Task instructions » Copy each line that contains the string "this".

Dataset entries
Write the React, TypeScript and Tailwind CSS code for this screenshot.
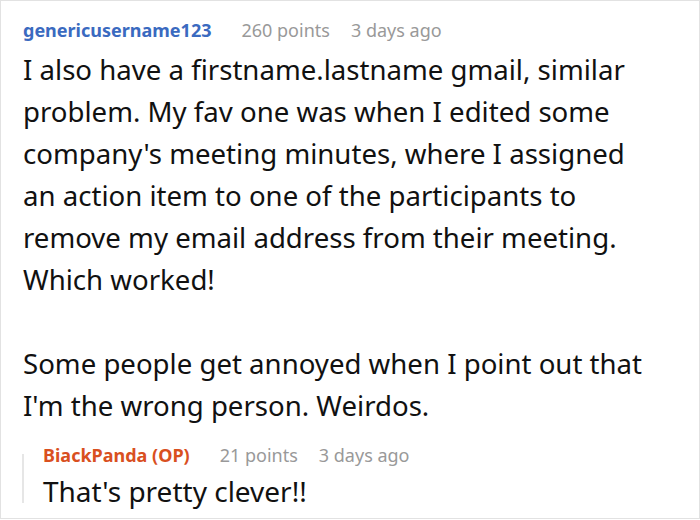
export default function App() {
  return (
    <div
      className="w-[700px] h-[519px] bg-white border border-[#e2e2e2] overflow-hidden"
      style={{ fontFamily: '"Noto Sans", "Open Sans", sans-serif' }}
    >
      <div className="pl-[22px] pr-[40px] pt-[16px]">
        <div className="flex items-baseline h-[31px] text-[18px] whitespace-nowrap">
          <span className="font-bold text-[#3a6ac0]">genericusername123</span>
          <span className="ml-[30px] text-[#999999]">260 points</span>
          <span className="ml-[21px] text-[#999999]">3 days ago</span>
        </div>
        <div className="text-[27.6px] leading-[42px] text-[#111111]">
          <p>I also have a firstname.lastname gmail, similar problem. My fav one was when I edited some company's meeting minutes, where I assigned an action item to one of the participants to remove my email address from their meeting. Which worked!</p>
          <p className="mt-[42px]">Some people get annoyed when I point out that I'm the wrong person. Weirdos.</p>
        </div>
        {/* reply */}
        <div className="flex -ml-px mt-[16px]">
          <div className="w-[2px] bg-[#e6e6e6] mt-[12px] mb-[9px]" />
          <div className="pl-[19px]">
            <div className="flex items-baseline h-[28px] text-[18px] whitespace-nowrap">
              <span className="font-bold text-[#d9501f]">BiackPanda (OP)</span>
              <span className="ml-[30px] text-[#999999]">21 points</span>
              <span className="ml-[21px] text-[#999999]">3 days ago</span>
            </div>
            <p className="text-[28px] leading-[42px] text-[#111111]">That's pretty clever!!</p>
          </div>
        </div>
      </div>
    </div>
  );
}
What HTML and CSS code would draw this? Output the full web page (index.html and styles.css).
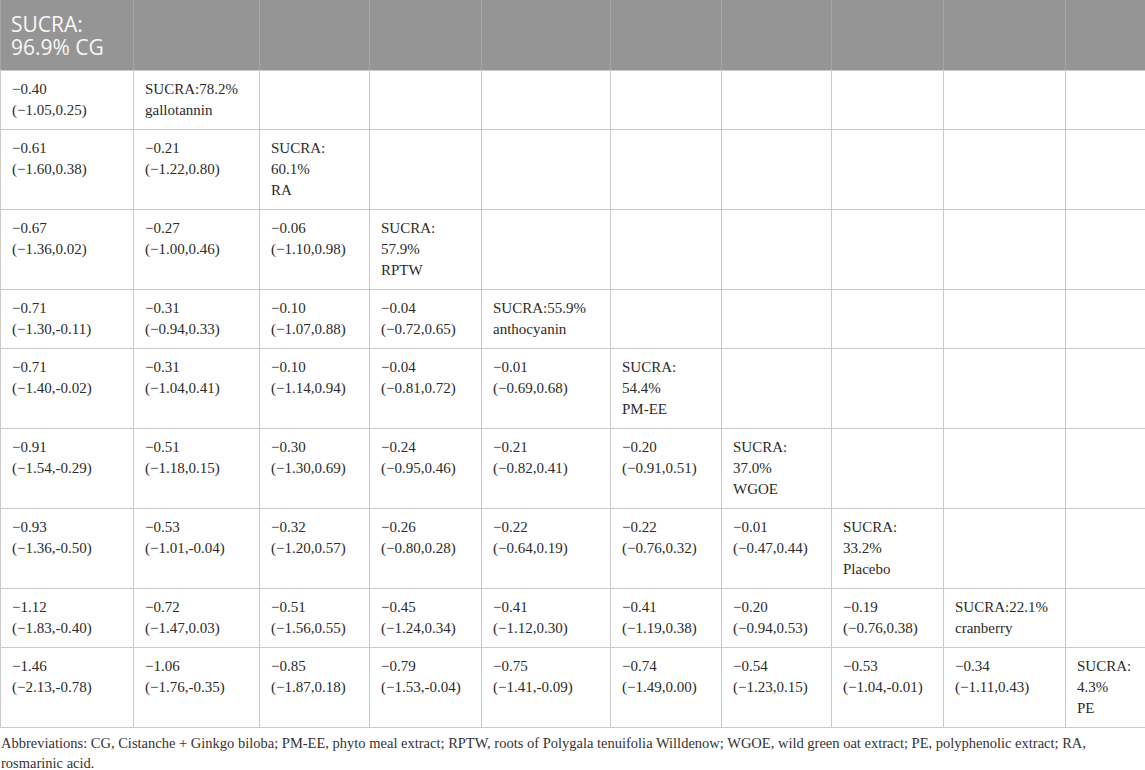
FILE: index.html
```html
<html>
    <head>
        <meta charset="UTF-8">
        <meta name="viewport" content="width=device-width, initial-scale=1.0">
        <title>SUCRA league table</title>
        <link rel="stylesheet" href="styles.css">
    </head>
    <body>
        <table class="league">
            <colgroup>
                <col class="c1"><col class="c2"><col class="c3"><col class="c4"><col class="c5">
                <col class="c6"><col class="c7"><col class="c8"><col class="c9"><col class="c10">
            </colgroup>
            <thead>
                <tr>
                    <th>SUCRA: 96.9% CG</th>
                    <th></th><th></th><th></th><th></th><th></th><th></th><th></th><th></th><th></th>
                </tr>
            </thead>
            <tbody>
                <tr>
                    <td>−0.40<br>(−1.05,0.25)</td>
                    <td>SUCRA:78.2%<br>gallotannin</td>
                    <td></td><td></td><td></td><td></td><td></td><td></td><td></td><td></td>
                </tr>
                <tr>
                    <td>−0.61<br>(−1.60,0.38)</td>
                    <td>−0.21<br>(−1.22,0.80)</td>
                    <td>SUCRA:<br>60.1%<br>RA</td>
                    <td></td><td></td><td></td><td></td><td></td><td></td><td></td>
                </tr>
                <tr>
                    <td>−0.67<br>(−1.36,0.02)</td>
                    <td>−0.27<br>(−1.00,0.46)</td>
                    <td>−0.06<br>(−1.10,0.98)</td>
                    <td>SUCRA:<br>57.9%<br>RPTW</td>
                    <td></td><td></td><td></td><td></td><td></td><td></td>
                </tr>
                <tr>
                    <td>−0.71<br>(−1.30,-0.11)</td>
                    <td>−0.31<br>(−0.94,0.33)</td>
                    <td>−0.10<br>(−1.07,0.88)</td>
                    <td>−0.04<br>(−0.72,0.65)</td>
                    <td>SUCRA:55.9%<br>anthocyanin</td>
                    <td></td><td></td><td></td><td></td><td></td>
                </tr>
                <tr>
                    <td>−0.71<br>(−1.40,-0.02)</td>
                    <td>−0.31<br>(−1.04,0.41)</td>
                    <td>−0.10<br>(−1.14,0.94)</td>
                    <td>−0.04<br>(−0.81,0.72)</td>
                    <td>−0.01<br>(−0.69,0.68)</td>
                    <td>SUCRA:<br>54.4%<br>PM-EE</td>
                    <td></td><td></td><td></td><td></td>
                </tr>
                <tr>
                    <td>−0.91<br>(−1.54,-0.29)</td>
                    <td>−0.51<br>(−1.18,0.15)</td>
                    <td>−0.30<br>(−1.30,0.69)</td>
                    <td>−0.24<br>(−0.95,0.46)</td>
                    <td>−0.21<br>(−0.82,0.41)</td>
                    <td>−0.20<br>(−0.91,0.51)</td>
                    <td>SUCRA:<br>37.0%<br>WGOE</td>
                    <td></td><td></td><td></td>
                </tr>
                <tr>
                    <td>−0.93<br>(−1.36,-0.50)</td>
                    <td>−0.53<br>(−1.01,-0.04)</td>
                    <td>−0.32<br>(−1.20,0.57)</td>
                    <td>−0.26<br>(−0.80,0.28)</td>
                    <td>−0.22<br>(−0.64,0.19)</td>
                    <td>−0.22<br>(−0.76,0.32)</td>
                    <td>−0.01<br>(−0.47,0.44)</td>
                    <td>SUCRA:<br>33.2%<br>Placebo</td>
                    <td></td><td></td>
                </tr>
                <tr>
                    <td>−1.12<br>(−1.83,-0.40)</td>
                    <td>−0.72<br>(−1.47,0.03)</td>
                    <td>−0.51<br>(−1.56,0.55)</td>
                    <td>−0.45<br>(−1.24,0.34)</td>
                    <td>−0.41<br>(−1.12,0.30)</td>
                    <td>−0.41<br>(−1.19,0.38)</td>
                    <td>−0.20<br>(−0.94,0.53)</td>
                    <td>−0.19<br>(−0.76,0.38)</td>
                    <td>SUCRA:22.1%<br>cranberry</td>
                    <td></td>
                </tr>
                <tr>
                    <td>−1.46<br>(−2.13,-0.78)</td>
                    <td>−1.06<br>(−1.76,-0.35)</td>
                    <td>−0.85<br>(−1.87,0.18)</td>
                    <td>−0.79<br>(−1.53,-0.04)</td>
                    <td>−0.75<br>(−1.41,-0.09)</td>
                    <td>−0.74<br>(−1.49,0.00)</td>
                    <td>−0.54<br>(−1.23,0.15)</td>
                    <td>−0.53<br>(−1.04,-0.01)</td>
                    <td>−0.34<br>(−1.11,0.43)</td>
                    <td>SUCRA:<br>4.3%<br>PE</td>
                </tr>
            </tbody>
        </table>
        <p class="note">Abbreviations: CG, Cistanche + Ginkgo biloba; PM-EE, phyto meal extract; RPTW, roots of Polygala tenuifolia Willdenow; WGOE, wild green oat extract; PE, polyphenolic extract; RA, rosmarinic acid.</p>
    </body>
</html>
```
FILE: styles.css
```css
body{
    margin: 0;
    padding: 0;
    background-color: #ffffff;
    font-family: "Liberation Serif", "Times New Roman", serif;
    color: #2b2b2b;
}
.league{
    width: 1145px;
    border-collapse: collapse;
    table-layout: fixed;
}
.c1{ width: 133px; }
.c2{ width: 126px; }
.c3{ width: 110px; }
.c4{ width: 112px; }
.c5{ width: 129px; }
.c6{ width: 111px; }
.c7{ width: 110px; }
.c8{ width: 112px; }
.c9{ width: 122px; }
.c10{ width: 80px; }
.league th{
    background-color: #959595;
    color: #f7f7f7;
    font-family: "Open Sans", sans-serif;
    font-weight: 400;
    font-size: 21px;
    line-height: 23px;
    text-align: left;
    vertical-align: top;
    padding: 13px 10px 11px 10px;
    border: 1px solid #a6a6a6;
    border-top: none;
    border-bottom: 1px solid #cbcbcb;
}
.league td{
    font-size: 15px;
    line-height: 21px;
    vertical-align: top;
    padding: 8px 11px 8px 11px;
    border: 1px solid #cbcbcb;
}
.note{
    margin: 5px 0 0 1px;
    font-size: 14.5px;
    line-height: 20px;
    color: #333333;
}
```
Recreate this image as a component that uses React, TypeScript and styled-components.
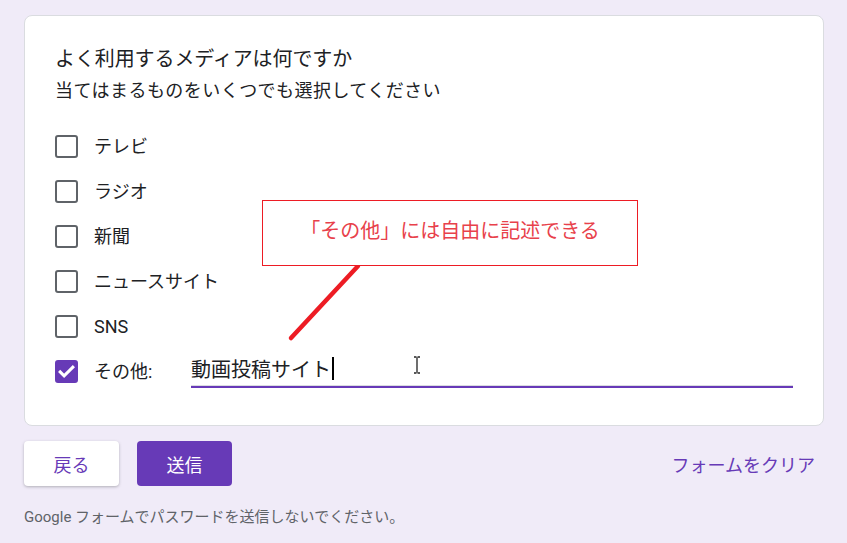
import styled, { createGlobalStyle } from "styled-components";

const GlobalStyle = createGlobalStyle`
  html, body {
    margin: 0;
    padding: 0;
    background: #f0ebf8;
  }
  body {
    font-family: Roboto, "Noto Sans CJK JP", sans-serif;
    color: #202124;
  }
`;

const Page = styled.div`
  width: 847px;
  height: 543px;
  padding: 15px 0 0 24px;
  box-sizing: border-box;
  overflow: hidden;
`;

const Card = styled.div`
  position: relative;
  width: 800px;
  box-sizing: border-box;
  background: #fff;
  border: 1px solid #dadce0;
  border-radius: 8px;
  padding: 31px 30px 31px 30px;
`;

const Title = styled.div`
  font-size: 20px;
  line-height: 24px;
  letter-spacing: -0.1px;
`;

const Subtitle = styled.div`
  margin-top: 8px;
  font-size: 18px;
  line-height: 24px;
  letter-spacing: 0.45px;
`;

const Options = styled.div`
  margin-top: 21px;
  display: flex;
  flex-direction: column;
`;

const Row = styled.div`
  height: 45px;
  display: flex;
  align-items: center;
`;

const Box = styled.div<{ $checked?: boolean }>`
  width: 23px;
  height: 23px;
  box-sizing: border-box;
  flex: none;
  border-radius: 3px;
  border: 2px solid ${(p) => (p.$checked ? "#673ab7" : "#5f6368")};
  background: ${(p) => (p.$checked ? "#673ab7" : "transparent")};
  display: flex;
  align-items: center;
  justify-content: center;
`;

const Label = styled.span<{ $width?: number }>`
  margin-left: 16px;
  font-size: 18px;
  line-height: 24px;
  width: ${(p) => (p.$width ? `${p.$width}px` : "auto")};
  flex: none;
`;

const Field = styled.div`
  position: relative;
  flex: 1;
  height: 36px;
  margin-bottom: 4px;
  box-sizing: border-box;
  border-bottom: 2px solid #673ab7;
  display: flex;
  align-items: center;
  font-size: 20px;
  color: #202124;

  &::after {
    content: "";
    position: absolute;
    left: 0;
    right: 0;
    bottom: 0;
    height: 1px;
    background: #dadce0;
  }
`;

const Caret = styled.span`
  display: inline-block;
  width: 2px;
  height: 23px;
  margin-left: 1px;
  background: #000;
`;

const IBeam = styled.svg`
  position: absolute;
  left: 222px;
  top: 4px;
`;

const Callout = styled.div`
  position: absolute;
  left: 237px;
  top: 184px;
  width: 376px;
  height: 66px;
  box-sizing: border-box;
  background: #fff;
  border: 1px solid #ed1c24;
  display: flex;
  align-items: center;
  justify-content: center;
  color: #e8414b;
  font-family: "Noto Sans CJK JP", sans-serif;
  font-size: 20px;
  padding-bottom: 8px;
`;

const Pointer = styled.svg`
  position: absolute;
  left: 260px;
  top: 244px;
`;

const Actions = styled.div`
  margin-top: 15px;
  width: 800px;
  display: flex;
  align-items: center;
`;

const Button = styled.button<{ $primary?: boolean }>`
  width: 95px;
  height: 45px;
  margin-right: 18px;
  border: none;
  border-radius: 4px;
  font-family: Roboto, "Noto Sans CJK JP", sans-serif;
  font-size: 18px;
  background: ${(p) => (p.$primary ? "#673ab7" : "#fff")};
  color: ${(p) => (p.$primary ? "#fff" : "#673ab7")};
  box-shadow: ${(p) =>
    p.$primary ? "none" : "0 1px 3px rgba(60, 64, 67, 0.35)"};
  cursor: pointer;
`;

const ClearButton = styled.button`
  margin-left: auto;
  margin-right: 9px;
  background: none;
  border: none;
  padding: 0;
  font-family: Roboto, "Noto Sans CJK JP", sans-serif;
  font-size: 18px;
  color: #673ab7;
`;

const Footer = styled.div`
  margin-top: 21px;
  font-size: 15px;
  line-height: 20px;
  color: #5f6368;
`;

const options = ["テレビ", "ラジオ", "新聞", "ニュースサイト", "SNS"];

function Check() {
  return (
    <svg width="19" height="19" viewBox="0 0 24 24">
      <path d="M4 12.5l5 5L20 6.5" fill="none" stroke="#fff" strokeWidth="3.8" strokeLinecap="square" />
    </svg>
  );
}

export default function App() {
  return (
    <Page>
      <GlobalStyle />
      <Card>
        <Title>よく利用するメディアは何ですか</Title>
        <Subtitle>当てはまるものをいくつでも選択してください</Subtitle>
        <Options>
          {options.map((o) => (
            <Row key={o}>
              <Box />
              <Label>{o}</Label>
            </Row>
          ))}
          <Row>
            <Box $checked>
              <Check />
            </Box>
            <Label $width={97}>その他:</Label>
            <Field>
              動画投稿サイト
              <Caret />
              <IBeam width="8" height="18" viewBox="0 0 8 18">
                <path d="M1 1h2.5M4.5 1H7M4 1.5v15M1 17h2.5M4.5 17H7" stroke="#222" strokeWidth="1.3" fill="none" />
              </IBeam>
            </Field>
          </Row>
        </Options>
        <Pointer width="80" height="85" viewBox="0 0 80 85">
          <line x1="73" y1="6" x2="6" y2="78" stroke="#ed1c24" strokeWidth="4.5" strokeLinecap="round" />
        </Pointer>
        <Callout>「その他」には自由に記述できる</Callout>
      </Card>
      <Actions>
        <Button>戻る</Button>
        <Button $primary>送信</Button>
        <ClearButton>フォームをクリア</ClearButton>
      </Actions>
      <Footer>Google フォームでパスワードを送信しないでください。</Footer>
    </Page>
  );
}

Answer »
Write the React, TypeScript and Tailwind CSS code for this screenshot.
What HTML and CSS code would draw this? Output the full web page (index.html and styles.css).
Recreate this image as a component that uses React, TypeScript and styled-components.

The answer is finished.